State Sen. John DeFrancisco, a Republican from Syracuse, took credit for getting the loan cut in two until next year. He cast the deciding vote to go ahead with the loan, but not before expressing reservations.
“I don’t want a plan to be named later and then the bridge is half way up,” DeFrancisco said. “And then under those circumstances we have to figure out where we’re going to get the additional money.”
Afterward, DeFrancisco said he thought the loan was part of a plan to postpone any toll hikes on the state Thruway until after this fall's elections. He said he was still unhappy that neither he, nor the public, has received a complete financial plan for the building of the new Tappan Zee Bridge.
“Borrow money and then pay for it out of tolls,” said DeFrancisco. “That’s the total plan.”
But Thruway Authority Executive Director Tom Madison, who attended the meeting, denied that the loan was part of an effort to put off toll hikes, though he added it was “fair to say” there would be an increase in tolls at some point in the future.
“This is about extraordinary environmental protections unprecedented in many ways in New York and across the country,” Madison said. “We’re proud that this is the first time that federal clean water monies are being used on a highway bridge project, which the law allows for.”

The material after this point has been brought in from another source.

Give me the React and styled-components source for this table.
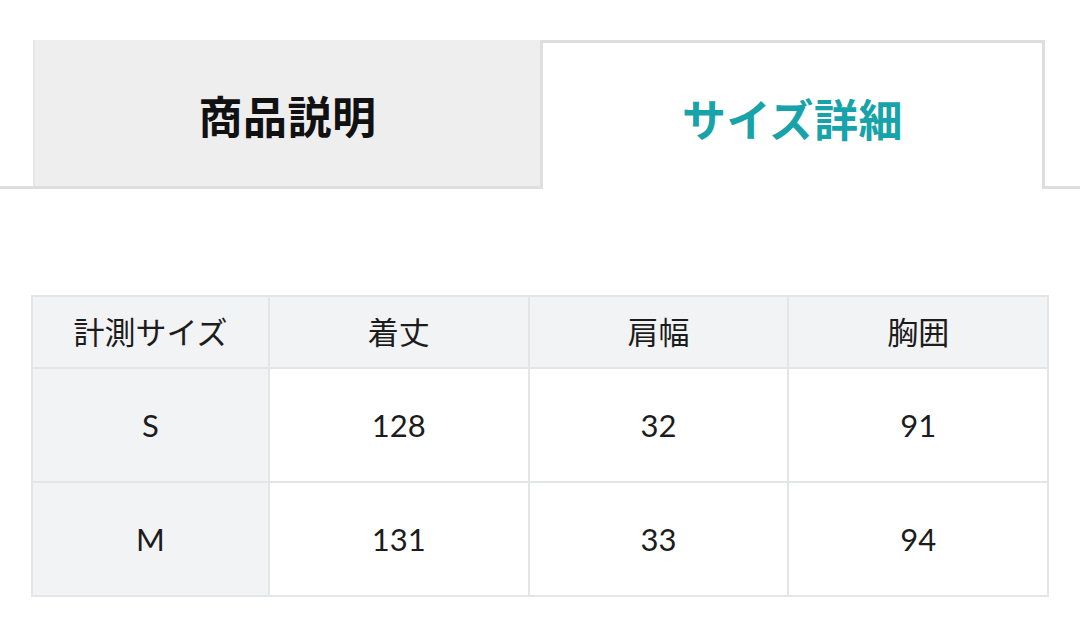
import React from 'react';
import styled, { createGlobalStyle } from 'styled-components';

const FONT = `Lato, "Noto Sans CJK JP", sans-serif`;

const GlobalStyle = createGlobalStyle`
  body {
    margin: 0;
    background: #ffffff;
    font-family: ${FONT};
  }
`;

const Page = styled.div`
  width: 1080px;
  height: 625px;
  overflow: hidden;
  background: #ffffff;
`;

const TabBar = styled.div`
  display: flex;
  align-items: flex-end;
  padding: 40px 0 0 33px;
  border-bottom: 3px solid #dedede;
`;

const Tab = styled.div`
  box-sizing: border-box;
  display: flex;
  align-items: center;
  justify-content: center;
  padding-top: 3px;
  font-family: ${FONT};
  font-weight: 700;
  font-size: 44px;
  letter-spacing: 0.5px;
  ${({ $active }) =>
    $active
      ? `
    width: 505px;
    height: 149px;
    margin-bottom: -3px;
    background: #ffffff;
    border: 3px solid #dedede;
    border-bottom: none;
    color: #17a3a9;
  `
      : `
    width: 507px;
    height: 146px;
    background: #eeeeee;
    border-left: 2px solid #e6e6e6;
    color: #111111;
  `}
`;

const TableWrap = styled.div`
  padding: 106px 31px 0 31px;
`;

const SizeTable = styled.table`
  width: 1018px;
  border-collapse: collapse;
  table-layout: fixed;
  border: 2px solid #e3e5e8;
  font-family: ${FONT};
  font-size: 31px;
  color: #1c1c1c;
`;

const Cell = styled.td`
  border: 2px solid #e3e5e8;
  text-align: center;
  vertical-align: middle;
  padding: ${({ $head }) => ($head ? '0 0 4px' : '0')};
  height: ${({ $head }) => ($head ? '66px' : '112px')};
  background: ${({ $shade }) => ($shade ? '#f2f3f5' : '#ffffff')};
`;

const headers = ['計測サイズ', '着丈', '肩幅', '胸囲'];
const rows = [
  ['S', '128', '32', '91'],
  ['M', '131', '33', '94'],
];

export default function App() {
  return (
    <Page>
      <GlobalStyle />
      <TabBar>
        <Tab>商品説明</Tab>
        <Tab $active>サイズ詳細</Tab>
      </TabBar>
      <TableWrap>
        <SizeTable>
          <colgroup>
            <col style={{ width: '237px' }} />
            <col />
            <col />
            <col />
          </colgroup>
          <tbody>
            <tr>
              {headers.map((h) => (
                <Cell key={h} $head $shade>
                  {h}
                </Cell>
              ))}
            </tr>
            {rows.map((r) => (
              <tr key={r[0]}>
                {r.map((v, i) => (
                  <Cell key={i} $shade={i === 0}>
                    {v}
                  </Cell>
                ))}
              </tr>
            ))}
          </tbody>
        </SizeTable>
      </TableWrap>
    </Page>
  );
}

A group of 12 environmental and transportation organizations immediately called for an investigation by the state Authorities Budget Office. They say the project was rushed through and there was no way board members could have fully analyzed all the information before they acted.
“We don’t believe they followed the fiduciary responsibilities that they took an oath on,” said Peter Iwanowicz, executive director of Environmental Advocates of New York.